◆ Directive ◆
Write out all the lines again, precisely as they stand, but without the images.

◆ Interface markup and scripts ◆
---+---

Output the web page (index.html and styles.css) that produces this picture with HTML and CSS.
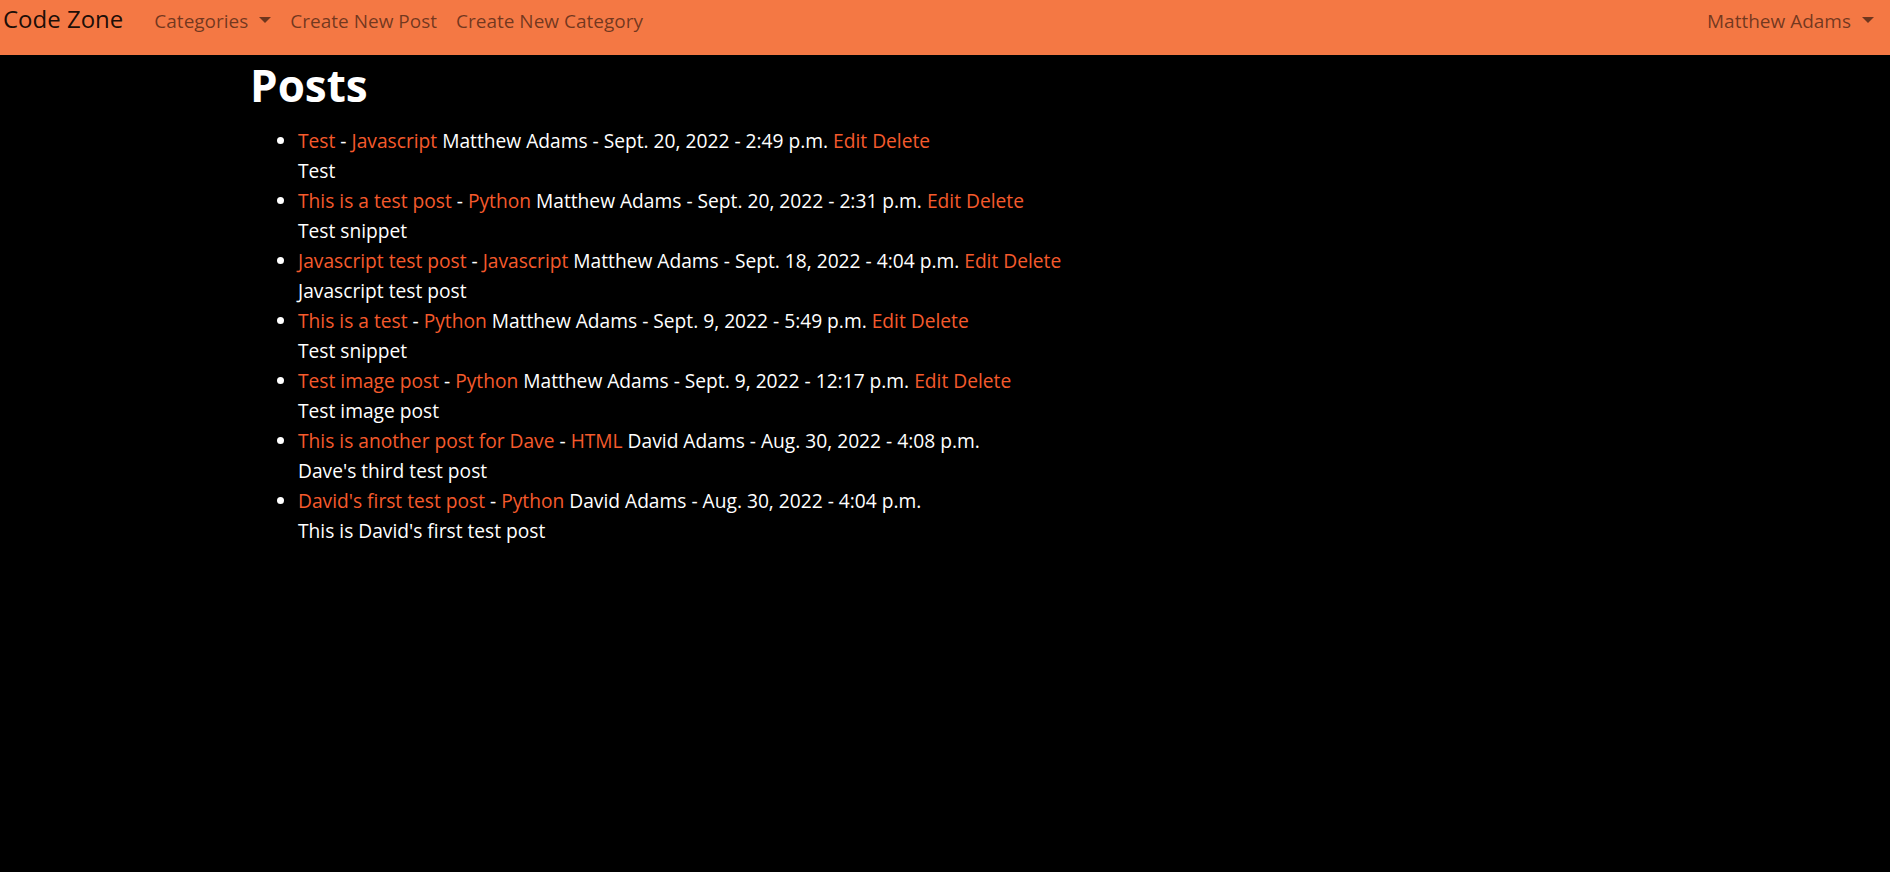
FILE: index.html
```html
<!DOCTYPE html>
<html lang="en">
<head>
<meta charset="utf-8">
<title>Code Zone</title>
<link rel="stylesheet" href="styles.css">
</head>
<body>
<nav class="navbar">
  <a class="brand" href="#">Code Zone</a>
  <ul class="nav-left">
    <li><a class="nav-link dropdown" href="#">Categories</a></li>
    <li><a class="nav-link" href="#">Create New Post</a></li>
    <li><a class="nav-link" href="#">Create New Category</a></li>
  </ul>
  <ul class="nav-right">
    <li><a class="nav-link dropdown" href="#">Matthew Adams</a></li>
  </ul>
</nav>
<main class="container">
  <h1 class="title">Posts</h1>
  <ul class="posts">
    <li><a href="#">Test</a> - <a href="#">Javascript</a> Matthew Adams - Sept. 20, 2022 - 2:49 p.m. <a href="#">Edit</a> <a href="#">Delete</a><br>Test</li>
    <li><a href="#">This is a test post</a> - <a href="#">Python</a> Matthew Adams - Sept. 20, 2022 - 2:31 p.m. <a href="#">Edit</a> <a href="#">Delete</a><br>Test snippet</li>
    <li><a href="#">Javascript test post</a> - <a href="#">Javascript</a> Matthew Adams - Sept. 18, 2022 - 4:04 p.m. <a href="#">Edit</a> <a href="#">Delete</a><br>Javascript test post</li>
    <li><a href="#">This is a test</a> - <a href="#">Python</a> Matthew Adams - Sept. 9, 2022 - 5:49 p.m. <a href="#">Edit</a> <a href="#">Delete</a><br>Test snippet</li>
    <li><a href="#">Test image post</a> - <a href="#">Python</a> Matthew Adams - Sept. 9, 2022 - 12:17 p.m. <a href="#">Edit</a> <a href="#">Delete</a><br>Test image post</li>
    <li><a href="#">This is another post for Dave</a> - <a href="#">HTML</a> David Adams - Aug. 30, 2022 - 4:08 p.m.<br>Dave's third test post</li>
    <li><a href="#">David's first test post</a> - <a href="#">Python</a> David Adams - Aug. 30, 2022 - 4:04 p.m.<br>This is David's first test post</li>
  </ul>
</main>
</body>
</html>
```

FILE: styles.css
```css
html, body {
  margin: 0;
  padding: 0;
}
body {
  background: #000;
  color: #fff;
  font-family: "Open Sans", "Noto Sans", sans-serif;
  font-size: 19.2px;
  line-height: 30px;
}
a {
  text-decoration: none;
}
.navbar {
  display: flex;
  align-items: baseline;
  height: 55px;
  background: #f47844;
  padding: 4px 16px 0 3px;
  box-sizing: border-box;
}
.brand {
  color: rgba(0, 0, 0, 0.9);
  font-size: 24px;
  line-height: 30px;
  margin-right: 31px;
  white-space: nowrap;
}
.nav-left, .nav-right {
  display: flex;
  align-items: baseline;
  list-style: none;
  margin: 0;
  padding: 0;
  gap: 19px;
}
.nav-right {
  margin-left: auto;
}
.nav-link {
  color: rgba(0, 0, 0, 0.55);
  font-size: 19px;
  line-height: 30px;
  white-space: nowrap;
}
.dropdown::after {
  content: "";
  display: inline-block;
  margin-left: 11px;
  vertical-align: 0.255em;
  border-top: 6px solid rgba(0, 0, 0, 0.55);
  border-left: 6px solid transparent;
  border-right: 6px solid transparent;
}
.container {
  padding: 0 0 0 250px;
}
.title {
  margin: 0;
  padding-top: 4px;
  font-size: 44px;
  line-height: 52px;
  font-weight: 700;
}
.posts {
  margin: 15px 0 0;
  padding-left: 48px;
}
.posts a {
  color: #f55a2c;
}
```
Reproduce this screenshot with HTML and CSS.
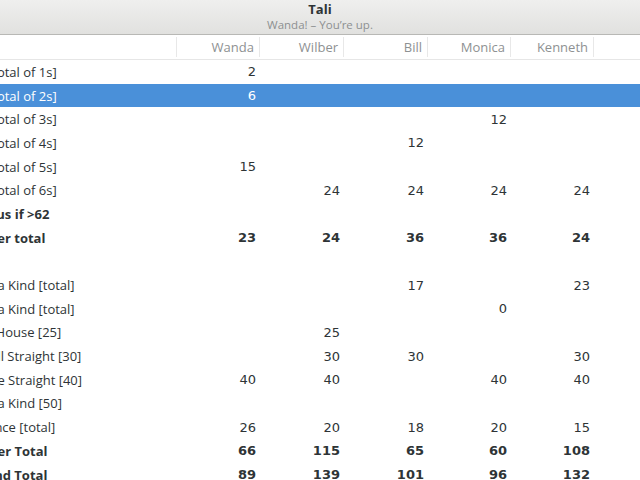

---+---

◆ Reply to the task ◆
Output the web page (index.html and styles.css) that produces this picture with HTML and CSS.
FILE: index.html
```html
<!DOCTYPE html>
<html lang="en">
<head>
<meta charset="utf-8">
<title>Code Zone</title>
<link rel="stylesheet" href="styles.css">
</head>
<body>
<nav class="navbar">
  <a class="brand" href="#">Code Zone</a>
  <ul class="nav-left">
    <li><a class="nav-link dropdown" href="#">Categories</a></li>
    <li><a class="nav-link" href="#">Create New Post</a></li>
    <li><a class="nav-link" href="#">Create New Category</a></li>
  </ul>
  <ul class="nav-right">
    <li><a class="nav-link dropdown" href="#">Matthew Adams</a></li>
  </ul>
</nav>
<main class="container">
  <h1 class="title">Posts</h1>
  <ul class="posts">
    <li><a href="#">Test</a> - <a href="#">Javascript</a> Matthew Adams - Sept. 20, 2022 - 2:49 p.m. <a href="#">Edit</a> <a href="#">Delete</a><br>Test</li>
    <li><a href="#">This is a test post</a> - <a href="#">Python</a> Matthew Adams - Sept. 20, 2022 - 2:31 p.m. <a href="#">Edit</a> <a href="#">Delete</a><br>Test snippet</li>
    <li><a href="#">Javascript test post</a> - <a href="#">Javascript</a> Matthew Adams - Sept. 18, 2022 - 4:04 p.m. <a href="#">Edit</a> <a href="#">Delete</a><br>Javascript test post</li>
    <li><a href="#">This is a test</a> - <a href="#">Python</a> Matthew Adams - Sept. 9, 2022 - 5:49 p.m. <a href="#">Edit</a> <a href="#">Delete</a><br>Test snippet</li>
    <li><a href="#">Test image post</a> - <a href="#">Python</a> Matthew Adams - Sept. 9, 2022 - 12:17 p.m. <a href="#">Edit</a> <a href="#">Delete</a><br>Test image post</li>
    <li><a href="#">This is another post for Dave</a> - <a href="#">HTML</a> David Adams - Aug. 30, 2022 - 4:08 p.m.<br>Dave's third test post</li>
    <li><a href="#">David's first test post</a> - <a href="#">Python</a> David Adams - Aug. 30, 2022 - 4:04 p.m.<br>This is David's first test post</li>
  </ul>
</main>
</body>
</html>
```

FILE: styles.css
```css
html, body {
  margin: 0;
  padding: 0;
}
body {
  background: #000;
  color: #fff;
  font-family: "Open Sans", "Noto Sans", sans-serif;
  font-size: 19.2px;
  line-height: 30px;
}
a {
  text-decoration: none;
}
.navbar {
  display: flex;
  align-items: baseline;
  height: 55px;
  background: #f47844;
  padding: 4px 16px 0 3px;
  box-sizing: border-box;
}
.brand {
  color: rgba(0, 0, 0, 0.9);
  font-size: 24px;
  line-height: 30px;
  margin-right: 31px;
  white-space: nowrap;
}
.nav-left, .nav-right {
  display: flex;
  align-items: baseline;
  list-style: none;
  margin: 0;
  padding: 0;
  gap: 19px;
}
.nav-right {
  margin-left: auto;
}
.nav-link {
  color: rgba(0, 0, 0, 0.55);
  font-size: 19px;
  line-height: 30px;
  white-space: nowrap;
}
.dropdown::after {
  content: "";
  display: inline-block;
  margin-left: 11px;
  vertical-align: 0.255em;
  border-top: 6px solid rgba(0, 0, 0, 0.55);
  border-left: 6px solid transparent;
  border-right: 6px solid transparent;
}
.container {
  padding: 0 0 0 250px;
}
.title {
  margin: 0;
  padding-top: 4px;
  font-size: 44px;
  line-height: 52px;
  font-weight: 700;
}
.posts {
  margin: 15px 0 0;
  padding-left: 48px;
}
.posts a {
  color: #f55a2c;
}
```
Reproduce this screenshot with HTML and CSS.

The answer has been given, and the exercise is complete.